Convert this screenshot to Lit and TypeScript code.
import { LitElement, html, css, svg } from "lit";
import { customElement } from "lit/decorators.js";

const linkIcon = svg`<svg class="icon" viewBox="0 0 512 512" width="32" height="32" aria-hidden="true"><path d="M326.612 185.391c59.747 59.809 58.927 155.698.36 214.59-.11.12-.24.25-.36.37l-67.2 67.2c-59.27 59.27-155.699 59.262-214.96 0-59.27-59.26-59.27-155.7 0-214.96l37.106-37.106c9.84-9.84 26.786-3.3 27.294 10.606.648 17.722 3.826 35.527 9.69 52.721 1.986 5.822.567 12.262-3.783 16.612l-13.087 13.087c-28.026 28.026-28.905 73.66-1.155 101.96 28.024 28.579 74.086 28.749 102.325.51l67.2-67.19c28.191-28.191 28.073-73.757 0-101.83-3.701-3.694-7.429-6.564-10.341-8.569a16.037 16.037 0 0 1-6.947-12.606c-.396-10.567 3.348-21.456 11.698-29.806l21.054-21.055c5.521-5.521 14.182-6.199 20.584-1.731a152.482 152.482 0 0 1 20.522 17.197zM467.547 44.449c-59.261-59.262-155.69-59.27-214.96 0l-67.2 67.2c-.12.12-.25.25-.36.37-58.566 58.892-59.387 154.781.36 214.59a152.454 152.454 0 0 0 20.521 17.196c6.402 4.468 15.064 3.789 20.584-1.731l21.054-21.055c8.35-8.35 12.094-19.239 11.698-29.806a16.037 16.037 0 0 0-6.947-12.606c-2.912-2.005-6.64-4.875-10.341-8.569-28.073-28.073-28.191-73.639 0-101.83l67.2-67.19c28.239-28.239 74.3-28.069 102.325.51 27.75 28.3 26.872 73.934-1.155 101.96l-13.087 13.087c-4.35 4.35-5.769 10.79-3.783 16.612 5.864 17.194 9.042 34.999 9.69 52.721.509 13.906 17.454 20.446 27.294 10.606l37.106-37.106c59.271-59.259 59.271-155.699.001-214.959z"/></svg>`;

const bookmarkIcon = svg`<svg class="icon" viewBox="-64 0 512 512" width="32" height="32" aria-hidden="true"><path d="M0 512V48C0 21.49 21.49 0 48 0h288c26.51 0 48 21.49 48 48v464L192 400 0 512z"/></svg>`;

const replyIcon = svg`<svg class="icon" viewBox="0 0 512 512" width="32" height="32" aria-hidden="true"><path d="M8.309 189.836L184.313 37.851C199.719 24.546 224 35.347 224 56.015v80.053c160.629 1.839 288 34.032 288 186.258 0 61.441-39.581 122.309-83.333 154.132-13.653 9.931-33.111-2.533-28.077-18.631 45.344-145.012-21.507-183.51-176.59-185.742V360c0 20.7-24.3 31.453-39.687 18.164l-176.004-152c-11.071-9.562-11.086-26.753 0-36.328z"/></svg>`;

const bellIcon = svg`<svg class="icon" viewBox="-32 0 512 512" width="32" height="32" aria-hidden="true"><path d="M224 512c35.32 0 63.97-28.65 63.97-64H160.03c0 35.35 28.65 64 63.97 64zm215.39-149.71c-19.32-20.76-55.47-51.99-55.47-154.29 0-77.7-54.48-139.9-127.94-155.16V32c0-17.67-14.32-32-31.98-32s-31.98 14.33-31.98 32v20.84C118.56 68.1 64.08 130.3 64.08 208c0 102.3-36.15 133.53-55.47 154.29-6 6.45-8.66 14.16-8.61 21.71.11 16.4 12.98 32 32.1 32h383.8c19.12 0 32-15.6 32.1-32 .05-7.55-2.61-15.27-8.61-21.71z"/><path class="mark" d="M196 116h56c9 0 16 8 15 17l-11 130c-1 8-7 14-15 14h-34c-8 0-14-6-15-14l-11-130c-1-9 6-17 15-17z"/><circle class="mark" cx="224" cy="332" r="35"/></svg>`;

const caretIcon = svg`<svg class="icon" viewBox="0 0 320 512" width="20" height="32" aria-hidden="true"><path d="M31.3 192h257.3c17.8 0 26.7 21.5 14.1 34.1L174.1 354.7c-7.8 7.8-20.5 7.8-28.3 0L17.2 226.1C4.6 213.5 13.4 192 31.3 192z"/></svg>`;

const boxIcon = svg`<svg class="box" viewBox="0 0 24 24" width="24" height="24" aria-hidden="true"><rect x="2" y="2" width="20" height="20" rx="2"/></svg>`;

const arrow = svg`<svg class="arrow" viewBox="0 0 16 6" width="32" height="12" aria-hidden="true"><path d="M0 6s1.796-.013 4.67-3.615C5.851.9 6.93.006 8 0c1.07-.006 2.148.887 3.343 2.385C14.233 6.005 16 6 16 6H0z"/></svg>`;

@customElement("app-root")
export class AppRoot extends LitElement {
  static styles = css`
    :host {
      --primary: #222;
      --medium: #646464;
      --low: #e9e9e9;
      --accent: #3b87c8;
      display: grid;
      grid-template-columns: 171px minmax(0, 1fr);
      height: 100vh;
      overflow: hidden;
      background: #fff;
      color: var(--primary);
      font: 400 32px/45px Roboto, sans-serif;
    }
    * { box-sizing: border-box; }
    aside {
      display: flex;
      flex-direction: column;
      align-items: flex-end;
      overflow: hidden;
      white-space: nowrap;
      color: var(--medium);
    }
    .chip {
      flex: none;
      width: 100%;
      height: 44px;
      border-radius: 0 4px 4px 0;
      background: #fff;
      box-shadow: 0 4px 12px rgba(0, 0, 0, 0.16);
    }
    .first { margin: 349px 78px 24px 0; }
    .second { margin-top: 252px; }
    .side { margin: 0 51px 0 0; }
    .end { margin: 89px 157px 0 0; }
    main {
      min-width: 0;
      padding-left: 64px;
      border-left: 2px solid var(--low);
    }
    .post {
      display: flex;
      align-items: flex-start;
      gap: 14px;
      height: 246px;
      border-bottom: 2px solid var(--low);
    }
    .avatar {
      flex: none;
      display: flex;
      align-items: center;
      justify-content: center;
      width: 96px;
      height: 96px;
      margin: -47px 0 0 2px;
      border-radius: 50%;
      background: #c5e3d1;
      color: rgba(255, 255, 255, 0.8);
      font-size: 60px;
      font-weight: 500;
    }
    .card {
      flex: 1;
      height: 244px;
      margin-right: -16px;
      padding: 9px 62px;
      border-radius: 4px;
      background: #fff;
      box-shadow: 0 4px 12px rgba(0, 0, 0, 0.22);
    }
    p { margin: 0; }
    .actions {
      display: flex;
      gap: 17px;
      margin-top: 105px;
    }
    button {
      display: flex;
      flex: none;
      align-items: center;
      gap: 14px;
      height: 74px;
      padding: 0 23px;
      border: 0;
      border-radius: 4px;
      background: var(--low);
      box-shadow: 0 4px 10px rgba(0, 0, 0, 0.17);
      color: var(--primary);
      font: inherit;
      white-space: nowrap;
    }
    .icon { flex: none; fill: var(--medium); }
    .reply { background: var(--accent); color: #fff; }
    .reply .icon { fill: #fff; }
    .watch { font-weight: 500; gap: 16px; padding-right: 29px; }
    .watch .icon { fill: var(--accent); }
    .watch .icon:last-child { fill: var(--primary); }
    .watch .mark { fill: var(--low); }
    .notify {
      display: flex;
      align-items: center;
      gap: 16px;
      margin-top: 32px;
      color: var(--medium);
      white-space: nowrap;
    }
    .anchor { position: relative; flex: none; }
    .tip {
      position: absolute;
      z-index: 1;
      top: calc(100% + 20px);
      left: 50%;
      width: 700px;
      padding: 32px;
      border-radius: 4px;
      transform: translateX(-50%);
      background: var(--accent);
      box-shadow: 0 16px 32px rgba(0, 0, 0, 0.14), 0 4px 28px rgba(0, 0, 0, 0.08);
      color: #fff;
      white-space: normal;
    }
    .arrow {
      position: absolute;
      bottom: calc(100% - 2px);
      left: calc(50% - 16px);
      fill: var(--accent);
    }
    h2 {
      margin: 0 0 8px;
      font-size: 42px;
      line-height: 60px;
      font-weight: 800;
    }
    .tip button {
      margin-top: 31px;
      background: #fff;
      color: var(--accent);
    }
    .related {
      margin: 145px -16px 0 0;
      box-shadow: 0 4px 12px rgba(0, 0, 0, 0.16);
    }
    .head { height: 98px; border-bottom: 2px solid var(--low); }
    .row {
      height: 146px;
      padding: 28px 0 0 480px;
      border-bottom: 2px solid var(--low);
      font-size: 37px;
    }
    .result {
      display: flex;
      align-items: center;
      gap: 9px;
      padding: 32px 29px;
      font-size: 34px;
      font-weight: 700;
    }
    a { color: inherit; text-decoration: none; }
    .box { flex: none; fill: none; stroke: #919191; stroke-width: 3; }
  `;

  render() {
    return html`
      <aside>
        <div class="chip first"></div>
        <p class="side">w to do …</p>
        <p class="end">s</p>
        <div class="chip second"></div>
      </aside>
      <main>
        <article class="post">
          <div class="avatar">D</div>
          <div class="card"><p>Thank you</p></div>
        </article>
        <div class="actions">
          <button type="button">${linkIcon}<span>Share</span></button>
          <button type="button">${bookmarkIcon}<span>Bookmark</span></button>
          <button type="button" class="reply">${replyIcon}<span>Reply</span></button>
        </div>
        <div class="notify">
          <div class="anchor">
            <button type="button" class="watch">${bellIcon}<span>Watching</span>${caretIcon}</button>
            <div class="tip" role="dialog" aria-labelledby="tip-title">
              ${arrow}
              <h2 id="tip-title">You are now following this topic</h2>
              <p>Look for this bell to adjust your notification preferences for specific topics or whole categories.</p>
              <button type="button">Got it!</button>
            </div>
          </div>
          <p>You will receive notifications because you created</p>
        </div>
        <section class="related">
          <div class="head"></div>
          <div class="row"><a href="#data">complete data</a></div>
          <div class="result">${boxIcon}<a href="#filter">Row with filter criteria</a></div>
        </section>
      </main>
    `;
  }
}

──────────

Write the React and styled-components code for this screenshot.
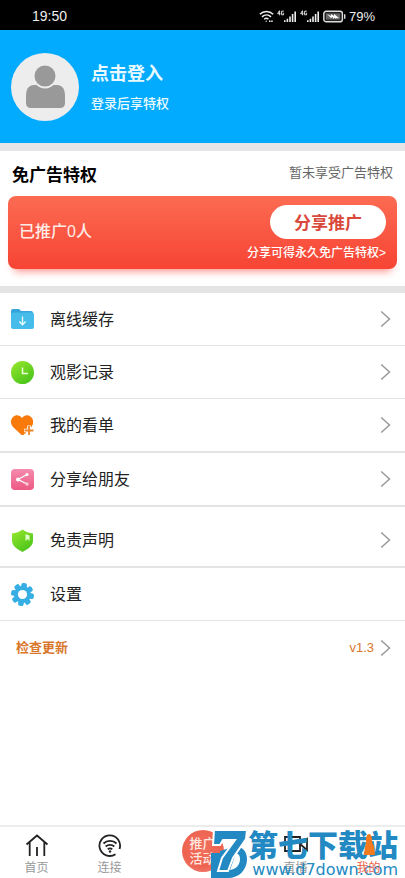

──────────

◆ What is expected ◆
Only lines with "screenshot" are wanted here; list each of them.

◆ Response ◆
Convert this screenshot to Lit and TypeScript code.
Write the React and styled-components code for this screenshot.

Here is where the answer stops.